Sedangkan Widjono, (2007 : 209),
mengungkapkan penalaran dalam beberapa definisi, yaitu:
- Proses berpikir logis, sistematis, terorganisasi dalam urutan yang saling berhubungan sampai dengan simpulan.
- Menghubung-hubungkan fakta atau data sampai dengan suatu simpulan.
- Proses menganalisis suatu topik sehingga menghasilkan suatu simpulan atau pengertian baru.
- Dalam karangan terdiri dari dua variabel atau lebih, penalaran dapat diartikan mengkaji, membahas, atau menganalisis dengan menghubungkan variabel yang dikaji sampai menghasilkan suatu derajat hubungan dan simpulan.

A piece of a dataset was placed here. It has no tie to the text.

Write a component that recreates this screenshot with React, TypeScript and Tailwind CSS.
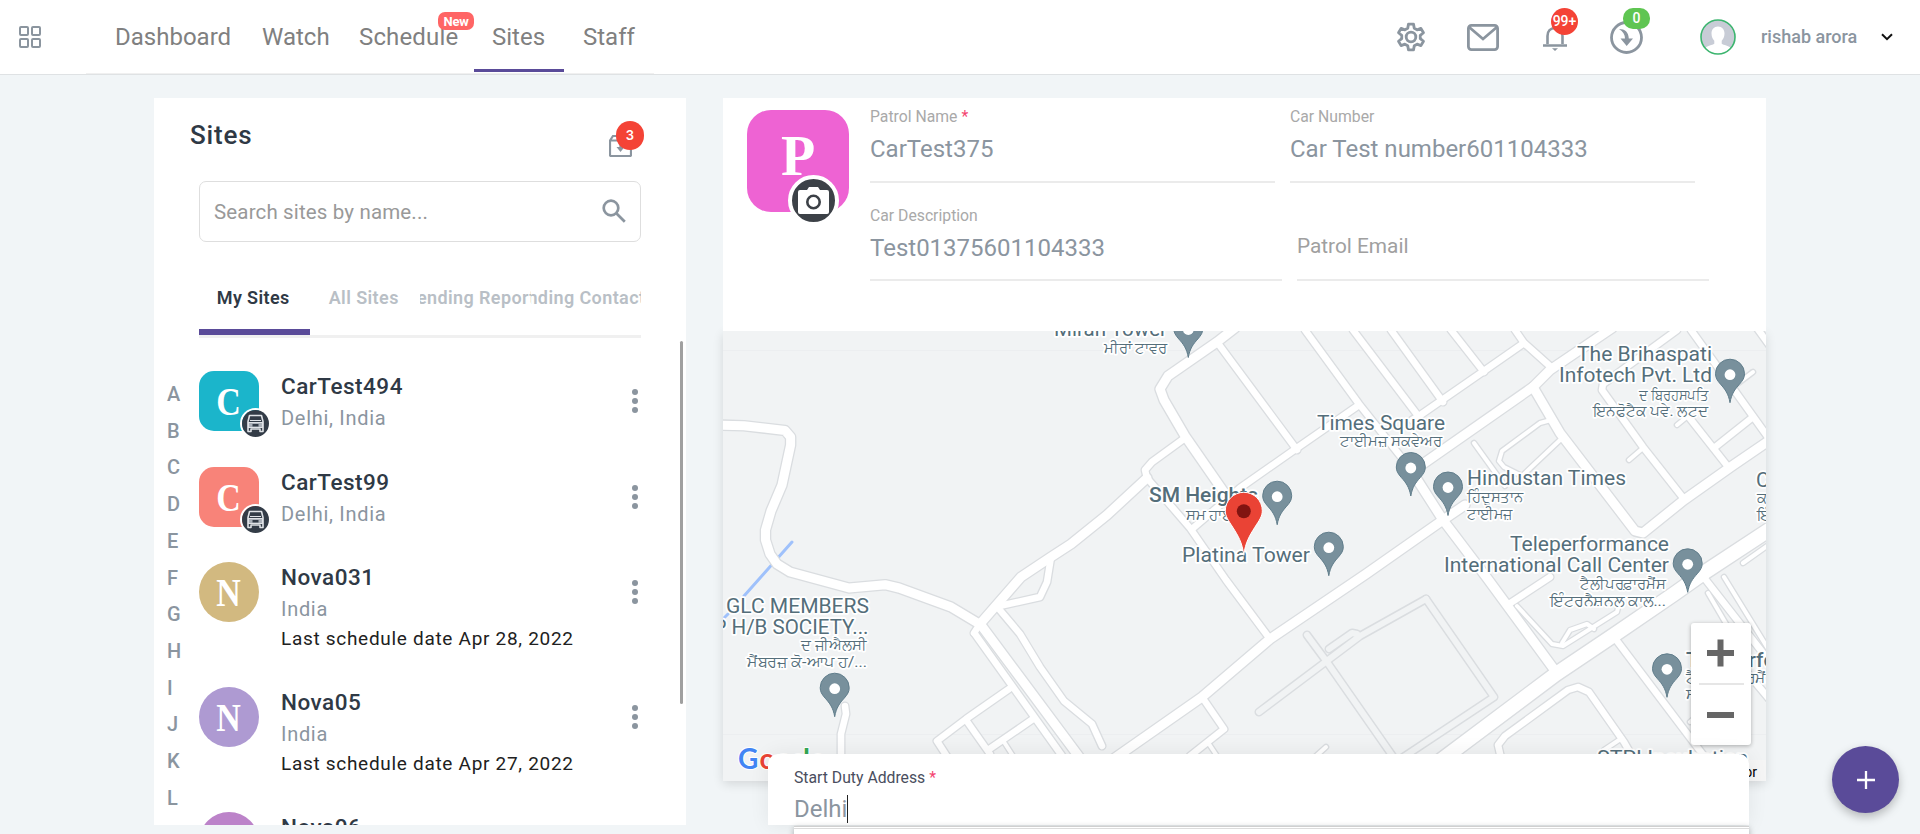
import React from "react";

const ROADS: { w: number; pts: string[] }[] = [
  {
    w: 4,
    pts: [
      "1474,443 1505,486",
      "1629,460 1643,448",
      "1677,425 1688,416",
      "1753,372 1737,384",
      "1743,563 1770,544",
      "1326,747 1316,756",
      "1560,430 1551,420 1540,423 1502,451 1499,461 1504,467 1522,476 1560,440",
      "1708,593 1732,634",
      "1724,577 1775,660",
      "1690,722 1706,708",
      "1604,750 1622,738",
      "1517,606 1552,644 1563,646 1617,612 1619,604",
      "1562,643 1570,630 1587,624 1594,629",
      "1209,744 1217,756",
      "1004,742 1013,756",
    ],
  },
  {
    w: 6.5,
    pts: [
      "845,706 846,714 841,734 841,760",
      "1009,689 966,719 937,741 948,758",
      "966,720 990,754",
      "1033,719 988,750",
      "1202,697 1224,729 1190,756",
      "995,607 1040,597 1047,582 1051,557",
      "999,609 1020,634 1040,667 1064,701 1092,724 1102,746",
      "975,634 1065,760",
      "980,624 974,633",
      "1185,438 1152,462 1145,470 1147,478",
      "1192,529 1240,488 1297,448 1359,405",
      "1217,342 1297,450",
      "1147,478 1190,528 1226,580 1270,639",
      "1305,330 1359,404 1409,467",
      "1353,330 1419,417",
      "1391,330 1443,402",
      "1451,330 1484,372",
      "1515,330 1524,343 1552,368",
      "1524,343 1481,373 1419,416 1412,420",
      "1677,330 1603,384 1602,390 1643,447 1684,499",
      "1691,330 1732,387 1770,440",
      "1688,416 1729,468",
      "1753,417 1714,448",
      "1757,328 1770,346",
      "1550,577 1509,604",
      "1614,637 1682,727 1704,756",
      "1501,758 1498,745 1505,736 1568,690 1578,687 1589,692 1624,742 1632,756",
      "1702,575 1770,662",
      "1720,640 1770,700",
    ],
  },
  {
    w: 9,
    pts: [
      "718,425 744,425.7 785,430.5 790.6,437 790.6,445 782,485 771,511 765.5,530 765.5,540 770,554 777,564 790,572 849,588 885,584.7 899,588 951,607 981,625",
      "1235,328 1217,342 1168,376 1160,389 1164,400 1185,436 1228,498",
      "980,624 1021,577 1051,557 1071,544 1107,515 1147,478",
      "981,625 1080,758",
      "1612,328 1550,370 1533,387 1420,466",
      "1533,387 1560,433 1635,531 1643,533 1684,500 1732,466 1770,440",
      "1409,467 1443,520 1487,578 1556,672",
      "1465,505 1443,520 1366,574 1270,639 1202,697 1112,760",
    ],
  },
  { w: 14, pts: ["1440,761 1556,674 1614,635 1674,594 1705,572 1775,526"] },
];

const LANES = [
  "1426,599 1360,636 1259,712",
  "1307,635 1327,662 1394,758",
  "1426,599 1494,697 1402,758",
  "1357,634 1352,633 1329,649",
];

const PINS: [number, number][] = [
  [1410.8, 468],
  [1448, 487.5],
  [1277.2, 496.7],
  [1328.8, 547.7],
  [1730, 374.7],
  [1687.7, 564.3],
  [834.7, 688.7],
  [1667, 669.3],
  [1188.3, 329.5],
];

type Label = { t: string; x: number; y: number; w?: number; s?: number; b?: boolean };
const LABELS: Label[] = [
  { t: "Miran Tower", x: 1054, y: 335.5, w: 113 },
  { t: "ਮੀਰਾਂ ਟਾਵਰ", x: 1104, y: 352.5, w: 63, s: 15 },
  { t: "SM Heights", x: 1149, y: 502, w: 109, b: true },
  { t: "ਸਮ ਹਾਈਟਸ", x: 1186, y: 519.5, w: 70, s: 15 },
  { t: "Platina Tower", x: 1182, y: 561.5, w: 128 },
  { t: "Times Square", x: 1317, y: 430, w: 128 },
  { t: "ਟਾਈਮਜ਼ ਸਕਵੇਅਰ", x: 1340, y: 446, w: 102, s: 15 },
  { t: "Hindustan Times", x: 1467, y: 485, w: 159 },
  { t: "ਹਿੰਦੁਸਤਾਨ", x: 1467, y: 502, w: 56, s: 15 },
  { t: "ਟਾਈਮਜ਼", x: 1467, y: 518.5, w: 46, s: 15 },
  { t: "The Brihaspati", x: 1577, y: 361, w: 135 },
  { t: "Infotech Pvt. Ltd", x: 1559, y: 382, w: 153 },
  { t: "ਦ ਬ੍ਰਿਹਸਪਤਿ", x: 1639, y: 399.5, w: 70, s: 15 },
  { t: "ਇਨਫੋਟੈਕ ਪਵੇ. ਲਟਦ", x: 1593, y: 416, w: 115, s: 15 },
  { t: "Teleperformance", x: 1510, y: 551, w: 159 },
  { t: "International Call Center", x: 1444, y: 572, w: 225 },
  { t: "ਟੈਲੀਪਰਫ਼ਾਰਮੈਂਸ", x: 1580, y: 589, w: 86, s: 15 },
  { t: "ਇੰਟਰਨੈਸ਼ਨਲ ਕਾਲ...", x: 1550, y: 605.5, w: 116, s: 15 },
  { t: "GLC MEMBERS", x: 726, y: 613, w: 143 },
  { t: "P", x: 713.5, y: 634 },
  { t: "H/B SOCIETY...", x: 731.5, y: 634, w: 137 },
  { t: "ਦ ਜੀਐਲਸੀ", x: 801, y: 650, w: 66, s: 15 },
  { t: "ਮੈਂਬਰਜ਼ ਕੋ-ਆਪ ਹ/...", x: 747, y: 667, w: 120, s: 15 },
  { t: "Co", x: 1756, y: 486.5 },
  { t: "ਕਨ", x: 1757, y: 503, s: 15 },
  { t: "ਇੰਡ", x: 1757, y: 520, s: 15 },
  { t: "Teleperformance", x: 1686, y: 666.5, w: 160, b: true },
  { t: "ਟੈਲੀਪਰਫ਼ਾਰਮੈਂਸ", x: 1686, y: 683, w: 90, s: 15 },
  { t: "ਸਰਵਿਸ", x: 1686, y: 699, s: 15 },
  { t: "STPI Incubation", x: 1597, y: 764.5, w: 151 },
];

function CityMap() {
  return (
    <svg viewBox="723 331 1043 450" width="1043" height="450" className="block">
      <rect x="723" y="331" width="1043" height="450" fill="#f1f3f4" />
      <path d="M723 350.5H1766M723 734.5H1766" stroke="#eceef0" />
      <g fill="none" stroke="#9fc1fb" strokeWidth="3" strokeLinecap="round">
        <path d="M792 542L744 596M728 614L724 618" />
      </g>
      <g fill="none" strokeLinejoin="round" strokeLinecap="round">
        {LANES.map((p) => (
          <polyline key={p} points={p} stroke="#dadde0" strokeWidth="9" />
        ))}
        {LANES.map((p) => (
          <polyline key={p} points={p} stroke="#f1f3f4" strokeWidth="6" />
        ))}
        {ROADS.map((r) =>
          r.pts.map((p) => <polyline key={p} points={p} stroke="#dadde0" strokeWidth={r.w + 2.6} />)
        )}
        {ROADS.map((r) => r.pts.map((p) => <polyline key={p} points={p} stroke="#ffffff" strokeWidth={r.w} />))}
      </g>
      {PINS.map(([x, y]) => (
        <g key={`${x}`} transform={`translate(${x} ${y})`}>
          <path
            d="M0 28C-1.500 19 -5 14.500 -9.500 9.500C-13 5.500 -14.500 3 -14.500 -1A14.500 14.500 0 0 1 14.500 -1C14.500 3 13 5.500 9.500 9.500C5 14.500 1.500 19 0 28Z"
            fill="#78909c"
            stroke="#607d8b"
            strokeWidth="1"
          />
          <circle r="5.400" fill="#fff" />
        </g>
      ))}
      <g
        fill="#546e7a"
        stroke="#fff"
        strokeWidth="3.500"
        strokeLinejoin="round"
        paintOrder="stroke"
        fontFamily="Roboto, 'Noto Sans', sans-serif"
      >
        {LABELS.map((l) => (
          <text
            key={`${l.x},${l.y}`}
            x={l.x}
            y={l.y}
            fontSize={l.s ?? 20.5}
            fontWeight={l.b ? 500 : 400}
            textLength={l.w}
            lengthAdjust="spacingAndGlyphs"
          >
            {l.t}
          </text>
        ))}
      </g>
      <g transform="translate(1243.800 511.300)">
        <path
          d="M0 44C-1.500 31 -6 24 -11 16C-15.500 9 -18.500 5 -18.500 -0.500A18.500 18.500 0 0 1 18.500 -0.500C18.500 5 15.500 9 11 16C6 24 1.500 31 0 44Z"
          fill="#ea4335"
          stroke="#fff"
          strokeWidth="1"
        />
        <circle r="7" fill="#811411" />
      </g>
      <text x="738" y="769" fontFamily="Lato, sans-serif" fontSize="28" stroke="#fff" strokeWidth="2" paintOrder="stroke">
        <tspan fill="#4285f4" fontWeight="700">G</tspan>
        <tspan fill="#ea4335" fontWeight="700" x="759.500">o</tspan>
        <tspan fill="#fbbc04">o</tspan>
        <tspan fill="#4285f4">g</tspan>
        <tspan fill="#34a853" fontWeight="700" x="803">l</tspan>
        <tspan fill="#ea4335">e</tspan>
      </text>
      <rect x="1600" y="760" width="166" height="21" fill="#f5f5f5" />
      <text x="1757" y="777" textAnchor="end" fontFamily="Roboto, sans-serif" fontSize="14" fill="#000">
        Report a map error
      </text>
    </svg>
  );
}

function CarIcon() {
  return (
    <svg viewBox="0 0 27 27" className="h-[27px] w-[27px]">
      <circle cx="13.5" cy="13.500" r="13.500" fill="#333c47" />
      <path
        d="M7.500 5.500h12l1.500 6v10h-3v-2.500h-9v2.500h-3v-10z"
        fill="none"
        stroke="#dfe2e6"
        strokeWidth="1.600"
        strokeLinejoin="round"
      />
      <path d="M8 10.500h11M6.500 12.500h14v5h-14z" stroke="#dfe2e6" strokeWidth="1.200" fill="#aab0b8" />
      <rect x="10.500" y="14" width="6" height="2.500" fill="#333c47" />
    </svg>
  );
}

type Site = { name: string; sub: string; last?: string; letter: string; tone: string; row: string; car?: boolean };
const SITES: Site[] = [
  { name: "CarTest494", sub: "Delhi, India", letter: "C", tone: "bg-[#1bb5cb] rounded-[15px]", row: "h-24", car: true },
  { name: "CarTest99", sub: "Delhi, India", letter: "C", tone: "bg-[#f88379] rounded-[15px]", row: "h-[95px]", car: true },
  { name: "Nova031", sub: "India", last: "Last schedule date Apr 28, 2022", letter: "N", tone: "bg-[#d2b980] rounded-full", row: "h-[125px]" },
  { name: "Nova05", sub: "India", last: "Last schedule date Apr 27, 2022", letter: "N", tone: "bg-[#ae9ad2] rounded-full", row: "h-[125px]" },
  { name: "Nova06", sub: "India", letter: "N", tone: "bg-[#bc83c9] rounded-full", row: "h-[125px]" },
];

function SiteRow({ s }: { s: Site }) {
  return (
    <div className={`flex shrink-0 ${s.row}`}>
      <div className={`relative flex h-[60px] w-[60px] shrink-0 items-center justify-center ${s.tone}`}>
        <span className="mt-0.5 scale-x-[0.85] pr-0.5 font-['Liberation_Serif',serif] text-[40px] font-bold leading-none text-white">
          {s.letter}
        </span>
        {s.car && (
          <div className="absolute -bottom-[8px] -right-[12px] rounded-full border-2 border-white">
            <CarIcon />
          </div>
        )}
      </div>
      <div className="ml-[22px] flex-1">
        <div className="text-[22.500px] font-medium leading-[30px] tracking-[0.5px] text-[#2f3945]">{s.name}</div>
        <div className="mt-[2px] text-[20px] leading-[30px] tracking-[0.7px] text-[#8b959f]">{s.sub}</div>
        {s.last && <div className="text-[19px] leading-[30px] tracking-[0.7px] text-[#212121]">{s.last}</div>}
      </div>
      <div className="mr-[3px] mt-[18px] flex flex-col gap-[3px]">
        <i className="h-1.5 w-1.5 rounded-full bg-[#8b959f]" />
        <i className="h-1.5 w-1.5 rounded-full bg-[#8b959f]" />
        <i className="h-1.5 w-1.5 rounded-full bg-[#8b959f]" />
      </div>
    </div>
  );
}

function Header() {
  return (
    <header className="flex h-[75px] shrink-0 border-b border-[#dfe2e4] bg-white">
      <div className="flex w-[86px] items-center pl-[19px]">
        <svg viewBox="0 0 22 22" className="h-[22px] w-[22px]" fill="none" stroke="#8b959f" strokeWidth="2">
          <rect x="1" y="1" width="8" height="8" rx="1" />
          <rect x="13" y="1" width="8" height="8" rx="1" />
          <rect x="1" y="13" width="8" height="8" rx="1" />
          <rect x="13" y="13" width="8" height="8" rx="1" />
        </svg>
      </div>
      <nav className="flex h-[74px] w-[568px] border-b border-[#f0f0f0] text-[24px] leading-[74px] text-[#808080]">
        <span className="ml-[29px] w-[147px]">Dashboard</span>
        <span className="w-[97px]">Watch</span>
        <span className="relative w-[115px] tracking-[0.15px]">
          Schedule
          <b className="absolute left-[79px] top-3 flex h-[18px] w-9 items-center justify-center rounded-[7px] bg-[#ff6565] text-[13px] font-bold leading-none tracking-tight text-white">
            New
          </b>
        </span>
        <span className="h-[72px] w-[90px] border-b-[3px] border-[#5a4b99] pr-px text-center">Sites</span>
        <span className="ml-[19px]">Staff</span>
      </nav>
      <div className="ml-auto flex items-center pr-[27px]">
        <svg viewBox="0 0 24 24" className="h-[34px] w-[34px]" fill="none" stroke="#8b959f" strokeWidth="2">
          <path
            strokeLinejoin="round"
            d="M10.2 2h3.600l.5 2.900 2 1.100 2.700-1.050 1.800 3.100-2.250 1.850v2.300l2.250 1.850-1.800 3.100-2.700-1.050-2 1.100-.5 2.900h-3.600l-.5-2.900-2-1.100-2.700 1.050-1.800-3.100 2.250-1.850v-2.300L3.200 8.050 5 4.950 7.700 6l2-1.100z"
            transform="translate(0 .95)"
          />
          <circle cx="12" cy="12" r="3.400" />
        </svg>
        <svg viewBox="0 0 32 27" className="ml-[39px] mr-[44px] h-[27px] w-8" fill="none" stroke="#8b959f" strokeWidth="2.800">
          <rect x="1.400" y="1.400" width="29.200" height="24.200" rx="3" />
          <path d="M2 3l14 12L30 3" />
        </svg>
        <div className="relative h-[27px] w-6">
          <svg viewBox="0 0 24 27" className="h-[27px] w-6" fill="none" stroke="#8b959f" strokeWidth="2.600">
            <path d="M4.500 20v-8c0-5 3-8 7.500-8s7.500 3 7.500 8v8M0 21.500h24" />
            <path d="M9 24.300h6l-3 2.700z" fill="#8b959f" stroke="none" />
          </svg>
          <b className="absolute -top-[16px] left-2 flex h-[27px] w-[27px] items-center justify-center rounded-full bg-[#f44336] text-[14px] font-medium text-white">
            99+
          </b>
        </div>
        <div className="relative ml-[43px] h-[33px] w-[33px]">
          <svg viewBox="0 0 33 33" className="h-[33px] w-[33px]">
            <circle cx="16.500" cy="16.500" r="15" fill="none" stroke="#8b959f" strokeWidth="2.800" />
            <path d="M9 8c6 0 9.500 3 9.800 9.500h4.200l-6.300 7.500-6.200-7.500h4.500c0-4-2-7-6-9.500z" fill="#8b959f" />
          </svg>
          <b className="absolute -top-[13px] left-[13px] flex h-[21px] w-[27px] items-center justify-center rounded-[10px] bg-[#5fc552] text-[14px] font-medium text-white">
            0
          </b>
        </div>
        <svg viewBox="0 0 36 36" className="ml-[57px] h-9 w-9">
          <circle cx="18" cy="18" r="17" fill="#c8ccd6" />
          <path
            d="M18 7.500c4 0 6.500 3 6.500 7 0 3.500-1.500 6-2.800 7.300v3c2 1.500 7 1.700 8.800 4.200C27 33 23 35 18 35s-9-2-12.500-6c1.800-2.500 6.800-2.700 8.800-4.200v-3c-1.300-1.300-2.800-3.800-2.800-7.300 0-4 2.500-7 6.500-7z"
            fill="#fff"
          />
          <circle cx="18" cy="18" r="17" fill="none" stroke="#3cb56f" strokeWidth="1.600" />
        </svg>
        <span className="-mt-px ml-[25px] w-[96px] whitespace-nowrap text-[18px] font-medium text-[#8b959f]">rishab arora</span>
        <svg viewBox="0 0 12 8" className="ml-[24px] h-2 w-3" fill="none" stroke="#111" strokeWidth="2">
          <path d="M1 1.200l5 5 5-5" />
        </svg>
      </div>
    </header>
  );
}

function Field({ label, value, required, className }: { label: string; value: string; required?: boolean; className: string }) {
  return (
    <div className={`border-b-2 border-[#ebebeb] ${className}`}>
      <div className="text-[15.750px] leading-[20px] text-[#a9a9a9]">
        {label} {required && <span className="text-[#f44370]">*</span>}
      </div>
      <div className="mt-[8px] text-[24px] leading-[28px] text-[#8b959f]">{value}</div>
    </div>
  );
}

export default function App() {
  return (
    <div className="relative flex h-[834px] w-[1920px] flex-col overflow-hidden bg-[#f1f5f7] font-['Roboto',sans-serif]">
      <Header />
      <main className="flex pl-[154px] pt-[23px]">
        <section className="relative flex h-[727px] w-[532px] flex-col overflow-hidden bg-white">
          <div className="flex h-[83px] shrink-0 justify-between pl-9 pr-[54px] pt-[17px]">
            <h1 className="text-[26px] font-medium leading-[41px] tracking-[0.8px] text-[#2f3945]">Sites</h1>
            <div className="relative mt-[20px] h-[22px] w-[23px]">
              <svg viewBox="0 0 23 22" className="h-[22px] w-[23px]" fill="none" stroke="#8b959f" strokeWidth="2.200">
                <path d="M1 5.500V20a1 1 0 0 0 1 1h19a1 1 0 0 0 1-1V5.500M1 5.500L4 1h15l3 4.500zM11.500 9v3" />
                <path d="M7.500 12h8l-4 5z" fill="#8b959f" stroke="none" />
              </svg>
              <b className="absolute -top-[14px] left-[7px] flex h-[29px] w-[28px] items-center justify-center rounded-full bg-[#f44336] font-['Inter',sans-serif] text-[13px] font-semibold text-white">
                3
              </b>
            </div>
          </div>
          <div className="ml-[45px] flex h-[61px] w-[442px] shrink-0 items-center justify-between rounded-[7px] border border-[#dedede] pl-[14px] pr-[14px]">
            <span className="mt-[2px] text-[20.500px] tracking-[0.15px] text-[#999]">Search sites by name...</span>
            <svg viewBox="0 0 24 24" className="mb-px h-6 w-6" fill="none" stroke="#8b959f" strokeWidth="2.700">
              <circle cx="9" cy="9" r="7.300" />
              <path d="M14.300 14.300l8.500 8.500" />
            </svg>
          </div>
          <div className="ml-[45px] mt-[27px] w-[442px] shrink-0 border-b-[3px] border-[#f0f0f0]">
            <div className="grid grid-cols-4 text-[18px] font-semibold tracking-[0.4px] text-[#b9bfc6]">
              <div className="flex h-[66px] items-center justify-center border-b-[6px] border-[#5a4b99] pb-[3px] pr-[2px] text-[#2f3945]">My Sites</div>
              <div className="flex h-[60px] items-center justify-center pb-[3px] pr-[2px]">All Sites</div>
              <div className="flex h-[60px] min-w-0 items-center justify-center overflow-hidden whitespace-nowrap pb-[3px]">Pending Reports</div>
              <div className="flex h-[60px] min-w-0 items-center justify-center overflow-hidden whitespace-nowrap pb-[3px] pr-[11px]">Pending Contacts</div>
            </div>
          </div>
          <div className="flex min-h-0 flex-1 overflow-hidden">
            <div className="flex w-[45px] shrink-0 flex-col pl-[13px] pt-[38px] text-[20px] font-medium leading-[36.700px] text-[#8b959f]">
              {"ABCDEFGHIJKL".split("").map((c) => (
                <span key={c}>{c}</span>
              ))}
            </div>
            <div className="flex w-[442px] flex-col pt-[33px]">
              {SITES.map((s) => (
                <SiteRow key={s.name} s={s} />
              ))}
            </div>
            <div className="ml-auto mr-[3px] mt-[3px] h-[363px] w-[3px] rounded bg-[#a0a0a0]" />
          </div>
        </section>

        <section className="ml-[37px] w-[1043px]">
          <div className="relative z-10 flex h-[233px] bg-white pl-6 pt-3">
            <div className="relative flex h-[102px] w-[102px] justify-center rounded-[24px] bg-[#ee63d3]">
              <span className="mt-[18px] font-['Liberation_Serif',serif] text-[56px] font-bold leading-none text-white">P</span>
              <div className="absolute -bottom-[14px] left-[41px] flex h-[51px] w-[51px] items-center justify-center rounded-full border-4 border-white bg-[#3c4147]">
                <svg viewBox="0 0 31 27" className="h-[27px] w-[31px]">
                  <path d="M2 3h7l2-3h9l2 3h7a2 2 0 0 1 2 2v20a2 2 0 0 1-2 2H2a2 2 0 0 1-2-2V5a2 2 0 0 1 2-2z" fill="#fff" />
                  <circle cx="15.500" cy="15" r="6.200" fill="#fff" stroke="#3c4147" strokeWidth="2.600" />
                </svg>
              </div>
            </div>
            <div className="ml-[21px] flex flex-col">
              <div className="flex gap-[15px]">
                <Field label="Patrol Name" value="CarTest375" required className="h-[77px] w-[405px] pt-px -mt-[4px]" />
                <Field label="Car Number" value="Car Test number601104333" className="h-[77px] w-[405px] pt-px -mt-[4px]" />
              </div>
              <div className="mt-[22px] flex gap-[15px]">
                <Field label="Car Description" value="Test01375601104333" className="h-[76px] w-[412px] pt-px" />
                <div className="h-[76px] w-[412px] border-b-2 border-[#ebebeb] pt-[27px] text-[20.800px] leading-[28px] text-[#a0a0a0]">
                  Patrol Email
                </div>
              </div>
            </div>
          </div>
          <div className="relative h-[450px] shadow-[0_3px_10px_rgba(0,0,0,0.12)]">
            <CityMap />
            <div className="absolute right-[15px] top-[292px] flex h-[122px] w-[60px] flex-col items-center rounded-[3px] bg-white shadow-[0_1px_4px_rgba(0,0,0,0.3)]">
              <svg viewBox="0 0 60 122" className="h-[122px] w-[60px]">
                <path d="M16 30h27M29.500 16.500v27M16 92h27" stroke="#666" strokeWidth="6" />
                <path d="M8 61h45" stroke="#e6e6e6" strokeWidth="2" />
              </svg>
            </div>
          </div>
        </section>
      </main>

      <div className="absolute left-[768px] top-[754px] z-10 h-[71px] w-[981px] rounded-t-[10px] bg-white pl-[26px] pt-[14px] shadow-[0_0_20px_rgba(0,0,0,0.07)]">
        <div className="text-[15.750px] leading-[20px] text-[#4a4e5e]">
          Start Duty Address <span className="text-[#f44370]">*</span>
        </div>
        <div className="mt-[7px] flex items-center text-[24px] leading-[28px] text-[#8b959f]">
          Delhi
          <i className="h-7 w-px bg-[#222]" />
        </div>
      </div>
      <div className="absolute left-[794px] top-[826px] z-10 h-[20px] w-[955px] border-t border-[#d0d0d0] bg-white shadow-[0_2px_6px_rgba(0,0,0,0.3)]">
        <div className="mt-px border-t border-[#dcdcdc]" />
      </div>
      <button className="absolute left-[1832px] top-[746px] flex h-[67px] w-[67px] items-center justify-center rounded-full bg-[#5a4b99] shadow-[0_4px_10px_rgba(0,0,0,0.25)]">
        <svg viewBox="0 0 18 18" className="h-[18px] w-[18px]" stroke="#fff" strokeWidth="2.300">
          <path d="M0 9h18M9 0v18" />
        </svg>
      </button>
    </div>
  );
}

- Pembahasan suatu masalah sampai menghasilkan suatu simpulan yang berupa pengetahuan atau pengertian baru.
Jadi, dari pengertian diatas dapat disimpulkan bahwa
penalaran adalah proses pemikiran yang logis untuk memperoleh kesimpulan
berdasarkan fakta yang relevan (sebenarnya). Atau dengan kata lain, penalaran
adalah proses penafsiran fakta sebagai dasar untuk menghasilkan dan menarik
kesimpulan.
2. Proposisi
Proposisi adalah kalimat logika yang merupakan pernyataan
tentang hubungan antara dua atau beberapa hal yang dapat dinilai benar atau
salah. Dengan kata lain, Proporsisi sebagai pernyataan yang didalamnya manusia
mengakui atau mengingkari sesuatu tentang sesuatu yang lain.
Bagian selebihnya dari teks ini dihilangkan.